**EXERCISE DIRECTIONS:** Using the data beneath, show every line that includes the word "components".

'''

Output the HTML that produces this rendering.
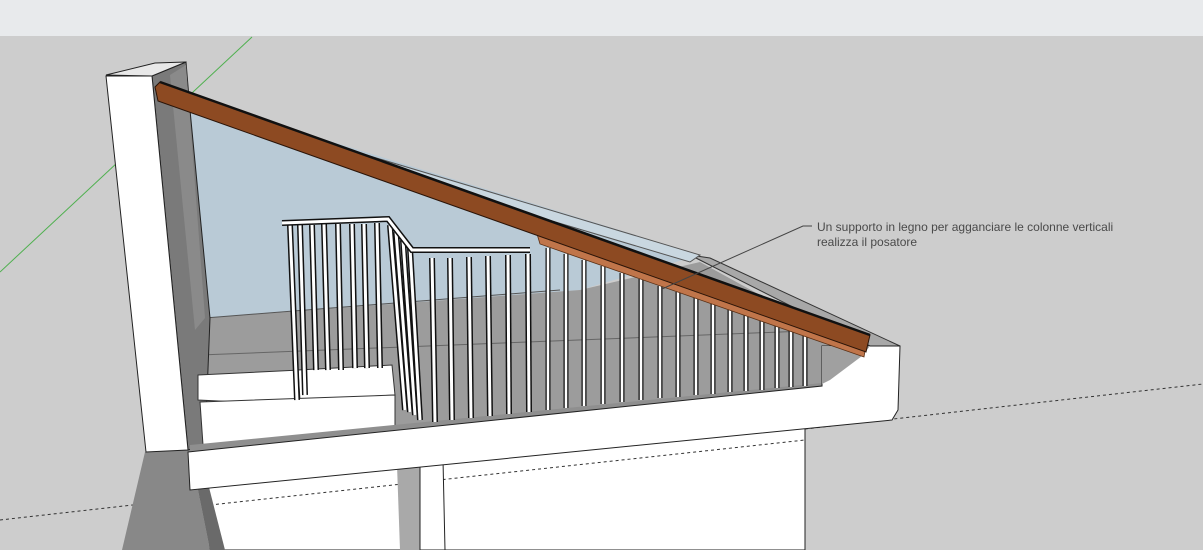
<!DOCTYPE html>
<html><head><style>
html,body{margin:0;padding:0;width:1203px;height:550px;overflow:hidden;background:#cdcdcd}
svg{display:block}
text{font-family:"Liberation Sans",sans-serif;font-size:12px;fill:#4a4a4a}
</style></head><body>
<svg width="1203" height="550" viewBox="0 0 1203 550" xmlns="http://www.w3.org/2000/svg">
<rect x="0" y="0" width="1203" height="36" fill="#e8eaec"/>
<rect x="0" y="36" width="1203" height="514" fill="#cdcdcd"/>
<line x1="252" y1="37" x2="0" y2="272" stroke="#4fb04f" stroke-width="1"/>
<line x1="0" y1="520" x2="1203" y2="384" stroke="#333" stroke-width="1" stroke-dasharray="3,3"/>
<!-- glass -->
<polygon points="180,95 700,255 580,290 205,318" fill="#b9cad6"/>
<!-- back floor/walls -->
<polygon points="205,318 580,290 700,262 860,350 830,385 190,445" fill="#9c9c9c"/>
<line x1="205" y1="318" x2="560" y2="290" stroke="#555" stroke-width="1"/>
<line x1="200" y1="355" x2="830" y2="330" stroke="#666" stroke-width="1"/>
<!-- lower wall below -->
<polygon points="205,460 805,420 805,550 210,550" fill="#fff" stroke="#222"/>
<line x1="210" y1="505" x2="805" y2="440" stroke="#333" stroke-dasharray="3,3"/>
<polygon points="397,465 420,462 420,550 400,550" fill="#a9a9a9"/>
<polygon points="420,462 443,460 445,550 420,550" fill="#fff" stroke="#222"/>
<!-- left pillar -->
<polygon points="145,452 190,450 210,550 122,550" fill="#888"/>
<polygon points="190,450 200,452 225,550 210,550" fill="#6a6a6a"/>
<polygon points="152,76 186,62 190,110 210,318 205,445 188,450" fill="#7a7a7a" stroke="#222"/>
<polygon points="170,75 186,65 205,318 195,330" fill="#8a8a8a"/>
<polygon points="106,75 155,63 186,62 152,76" fill="#e8e8e8" stroke="#222"/>
<polygon points="106,76 152,76 188,450 146,452" fill="#fff" stroke="#222"/>
<!-- steps -->
<polygon points="198,375 300,370 300,405 198,400" fill="#fff" stroke="#333"/>
<polygon points="298,370 392,365 395,395 300,400" fill="#fff" stroke="#333"/>
<polygon points="200,402 395,395 395,440 203,445" fill="#fff" stroke="#333"/>
<!-- gutter -->
<polygon points="690,255 710,258 900,346 870,346" fill="#a8a8a8" stroke="#333"/>
<polygon points="350,150 700,255 690,262 340,158" fill="#c9d7e0" stroke="#555"/>
<!-- parapet band with right end block -->
<polygon points="190,445 822,383 822,392 190,455" fill="#8f8f8f"/>
<polygon points="188,452 822,386 822,346 900,346 898,410 892,420 190,490" fill="#fff" stroke="#222"/>
<polygon points="822,346 870,346 862,356 830,380 822,384" fill="#a0a0a0"/>
<!-- railings -->
<g stroke-linecap="butt">
<g stroke="#111" stroke-width="6">
<line x1="290" y1="225" x2="297" y2="400"/><line x1="300" y1="225" x2="305" y2="395"/><line x1="312" y1="225" x2="316" y2="370"/><line x1="324" y1="224" x2="328" y2="370"/><line x1="338" y1="224" x2="341" y2="370"/><line x1="352" y1="224" x2="355" y2="368"/><line x1="364" y1="224" x2="367" y2="368"/><line x1="377" y1="223" x2="380" y2="368"/>
<line x1="390" y1="225" x2="405" y2="410"/><line x1="396" y1="232" x2="410" y2="412"/><line x1="403" y1="240" x2="415" y2="415"/><line x1="410" y1="248" x2="420" y2="420"/>
<line x1="432" y1="258" x2="435" y2="422"/><line x1="450" y1="258" x2="452" y2="420"/><line x1="469" y1="257" x2="471" y2="418"/><line x1="488" y1="256" x2="490" y2="416"/><line x1="508" y1="255" x2="509" y2="414"/><line x1="528" y1="254" x2="529" y2="412"/>
</g>
<g stroke="#fff" stroke-width="3">
<line x1="290" y1="225" x2="297" y2="400"/><line x1="300" y1="225" x2="305" y2="395"/><line x1="312" y1="225" x2="316" y2="370"/><line x1="324" y1="224" x2="328" y2="370"/><line x1="338" y1="224" x2="341" y2="370"/><line x1="352" y1="224" x2="355" y2="368"/><line x1="364" y1="224" x2="367" y2="368"/><line x1="377" y1="223" x2="380" y2="368"/>
<line x1="390" y1="225" x2="405" y2="410"/><line x1="396" y1="232" x2="410" y2="412"/><line x1="403" y1="240" x2="415" y2="415"/><line x1="410" y1="248" x2="420" y2="420"/>
<line x1="432" y1="258" x2="435" y2="422"/><line x1="450" y1="258" x2="452" y2="420"/><line x1="469" y1="257" x2="471" y2="418"/><line x1="488" y1="256" x2="490" y2="416"/><line x1="508" y1="255" x2="509" y2="414"/><line x1="528" y1="254" x2="529" y2="412"/>
</g>
<polyline points="282,223 388,219 412,250 530,250" fill="none" stroke="#111" stroke-width="6"/>
<polyline points="282,223 388,219 412,250 530,250" fill="none" stroke="#fff" stroke-width="3"/>
<g stroke="#111" stroke-width="5">
<line x1="548" y1="248" x2="548" y2="410"/><line x1="566" y1="254" x2="566" y2="408"/><line x1="584" y1="260" x2="584" y2="406"/><line x1="603" y1="266" x2="603" y2="404"/><line x1="622" y1="273" x2="622" y2="402"/><line x1="641" y1="279" x2="641" y2="400"/><line x1="660" y1="286" x2="660" y2="398"/><line x1="678" y1="292" x2="678" y2="397"/><line x1="696" y1="298" x2="696" y2="395"/><line x1="713" y1="304" x2="713" y2="394"/><line x1="730" y1="310" x2="730" y2="392"/><line x1="746" y1="315" x2="746" y2="391"/><line x1="762" y1="321" x2="762" y2="390"/><line x1="777" y1="326" x2="777" y2="388"/><line x1="791" y1="331" x2="791" y2="387"/><line x1="805" y1="336" x2="805" y2="386"/>
</g>
<g stroke="#fff" stroke-width="2.5">
<line x1="548" y1="248" x2="548" y2="410"/><line x1="566" y1="254" x2="566" y2="408"/><line x1="584" y1="260" x2="584" y2="406"/><line x1="603" y1="266" x2="603" y2="404"/><line x1="622" y1="273" x2="622" y2="402"/><line x1="641" y1="279" x2="641" y2="400"/><line x1="660" y1="286" x2="660" y2="398"/><line x1="678" y1="292" x2="678" y2="397"/><line x1="696" y1="298" x2="696" y2="395"/><line x1="713" y1="304" x2="713" y2="394"/><line x1="730" y1="310" x2="730" y2="392"/><line x1="746" y1="315" x2="746" y2="391"/><line x1="762" y1="321" x2="762" y2="390"/><line x1="777" y1="326" x2="777" y2="388"/><line x1="791" y1="331" x2="791" y2="387"/><line x1="805" y1="336" x2="805" y2="386"/>
</g>
</g>
<!-- support beam -->
<polygon points="537,234 545,232 866,345 864,357 540,244" fill="#c0754a" stroke="#5a3015" stroke-width="0.8"/>
<!-- main beam -->
<polygon points="155,87 160,82 870,335 866,352 158,101" fill="#8d4a22" stroke="#2a1408" stroke-width="1"/>
<line x1="160" y1="82" x2="870" y2="335" stroke="#111" stroke-width="2.5"/>
<!-- annotation -->
<polyline points="812,226 803,226 662,289" fill="none" stroke="#444" stroke-width="1"/>
<text x="817" y="231">Un supporto in legno per agganciare le colonne verticali</text>
<text x="817" y="246">realizza il posatore</text>
</svg>
</body></html>
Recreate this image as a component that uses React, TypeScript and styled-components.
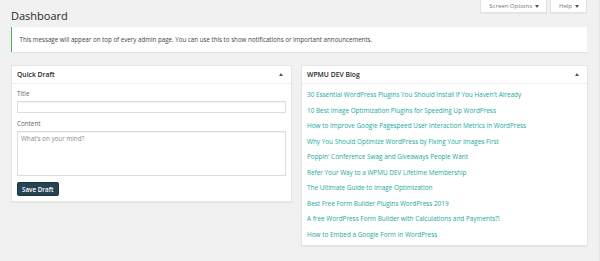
import React from "react";
import styled, { createGlobalStyle } from "styled-components";

const posts = [
  "30 Essential WordPress Plugins You Should Install If You Haven't Already",
  "10 Best Image Optimization Plugins for Speeding Up WordPress",
  "How to Improve Google Pagespeed User Interaction Metrics in WordPress",
  "Why You Should Optimize WordPress by Fixing Your Images First",
  "Poppin' Conference Swag and Giveaways People Want",
  "Refer Your Way to a WPMU DEV Lifetime Membership",
  "The Ultimate Guide to Image Optimization",
  "Best Free Form Builder Plugins WordPress 2019",
  "A free WordPress Form Builder with Calculations and Payments?!",
  "How to Embed a Google Form in WordPress",
];

const GlobalStyle = createGlobalStyle`
  html, body {
    margin: 0;
    background: #f1f1f1;
  }
  body {
    font-family: "Open Sans", "Liberation Sans", sans-serif;
    color: #444;
  }
`;

export default function App() {
  return (
    <>
      <GlobalStyle />
      <Page>
        <Header>
          <PageTitle>Dashboard</PageTitle>
          <MetaLinks>
            <MetaButton>
              Screen Options <Caret />
            </MetaButton>
            <MetaButton>
              Help <Caret />
            </MetaButton>
          </MetaLinks>
        </Header>

        <Notice>
          This message will appear on top of every admin page. You can use this
          to show notifications or important announcements.
        </Notice>

        <Columns>
          <Postbox>
            <PostboxHeader>
              <PostboxTitle>Quick Draft</PostboxTitle>
              <Toggle />
            </PostboxHeader>
            <DraftForm>
              <Label>Title</Label>
              <TextInput />
              <Label>Content</Label>
              <TextArea placeholder="What’s on your mind?" />
              <SaveButton>Save Draft</SaveButton>
            </DraftForm>
          </Postbox>

          <Postbox>
            <PostboxHeader>
              <PostboxTitle>WPMU DEV Blog</PostboxTitle>
              <Toggle />
            </PostboxHeader>
            <PostList>
              {posts.map((title) => (
                <PostLink key={title} href="#">
                  {title}
                </PostLink>
              ))}
            </PostList>
          </Postbox>
        </Columns>
      </Page>
    </>
  );
}

const Page = styled.div`
  width: 600px;
  height: 261px;
  box-sizing: border-box;
  padding: 0 12px 0 11px;
  border-right: 1px solid #e4e4e4;
`;

const Header = styled.div`
  display: flex;
  justify-content: space-between;
  align-items: flex-start;
  height: 27px;
`;

const PageTitle = styled.h1`
  margin: 0;
  padding-top: 9px;
  font-size: 11px;
  line-height: 14px;
  font-weight: 400;
  color: #23282d;
`;

const MetaLinks = styled.div`
  display: flex;
  gap: 3px;
`;

const MetaButton = styled.div`
  display: flex;
  align-items: center;
  gap: 3px;
  height: 13px;
  box-sizing: border-box;
  padding: 0 7px 0 8px;
  background: #fff;
  border: 1px solid #e2e2e2;
  border-top: none;
  box-shadow: 0 1px 1px rgba(0, 0, 0, 0.04);
  font-size: 6px;
  color: #72777c;
`;

const Caret = styled.span`
  width: 0;
  height: 0;
  border-left: 2px solid transparent;
  border-right: 2px solid transparent;
  border-top: 3px solid #555;
`;

const Notice = styled.div`
  height: 25px;
  box-sizing: border-box;
  display: flex;
  align-items: center;
  padding-left: 7.5px;
  background: #fff;
  border-left: 1.5px solid #46b450;
  box-shadow: 0 1px 1px rgba(0, 0, 0, 0.06);
  font-size: 6.2px;
  color: #444;
`;

const Columns = styled.div`
  display: grid;
  grid-template-columns: 281px 287px;
  gap: 9px;
  margin-top: 13px;
  align-items: start;
`;

const Postbox = styled.div`
  background: #fff;
  border: 1px solid #e5e5e5;
  box-shadow: 0 1px 1px rgba(0, 0, 0, 0.04);
`;

const PostboxHeader = styled.div`
  display: flex;
  align-items: center;
  justify-content: space-between;
  height: 17px;
  padding: 0 8px 0 5px;
  border-bottom: 1px solid #eee;
`;

const PostboxTitle = styled.h2`
  margin: 0;
  font-size: 6.8px;
  font-weight: 600;
  color: #23282d;
`;

const Toggle = styled.span`
  width: 0;
  height: 0;
  border-left: 2px solid transparent;
  border-right: 2px solid transparent;
  border-bottom: 3px solid #555;
`;

const DraftForm = styled.div`
  display: flex;
  flex-direction: column;
  align-items: flex-start;
  padding: 5px 5px 5px;
`;

const Label = styled.label`
  font-size: 6.3px;
  line-height: 9px;
  margin-bottom: 3px;
  color: #666;
`;

const TextInput = styled.input`
  width: 100%;
  height: 12px;
  box-sizing: border-box;
  margin: 0 0 6px;
  border: 1px solid #ddd;
  box-shadow: inset 0 1px 1px rgba(0, 0, 0, 0.05);
  outline: none;
`;

const TextArea = styled.textarea`
  width: 100%;
  height: 45px;
  box-sizing: border-box;
  margin: 0 0 6px;
  padding: 2px 3px;
  resize: none;
  font-family: inherit;
  font-size: 6.3px;
  border: 1px solid #ddd;
  box-shadow: inset 0 1px 1px rgba(0, 0, 0, 0.05);
  outline: none;
  &::placeholder {
    color: #8a8a8a;
  }
`;

const SaveButton = styled.button`
  height: 14px;
  padding: 0 4px;
  border: 1px solid #1b3540;
  border-radius: 1.5px;
  background: #244454;
  color: #fff;
  font-family: inherit;
  font-size: 6.3px;
  font-weight: 600;
`;

const PostList = styled.div`
  display: flex;
  flex-direction: column;
  padding: 3px 5px 3px;
`;

const PostLink = styled.a`
  display: block;
  font-size: 6.4px;
  line-height: 15.5px;
  color: #17a8a0;
  text-decoration: none;
  white-space: nowrap;
`;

'''

**FINISHED TASK:**
Recreate this image as a component that uses React, TypeScript and styled-components.
import styled, { createGlobalStyle } from "styled-components";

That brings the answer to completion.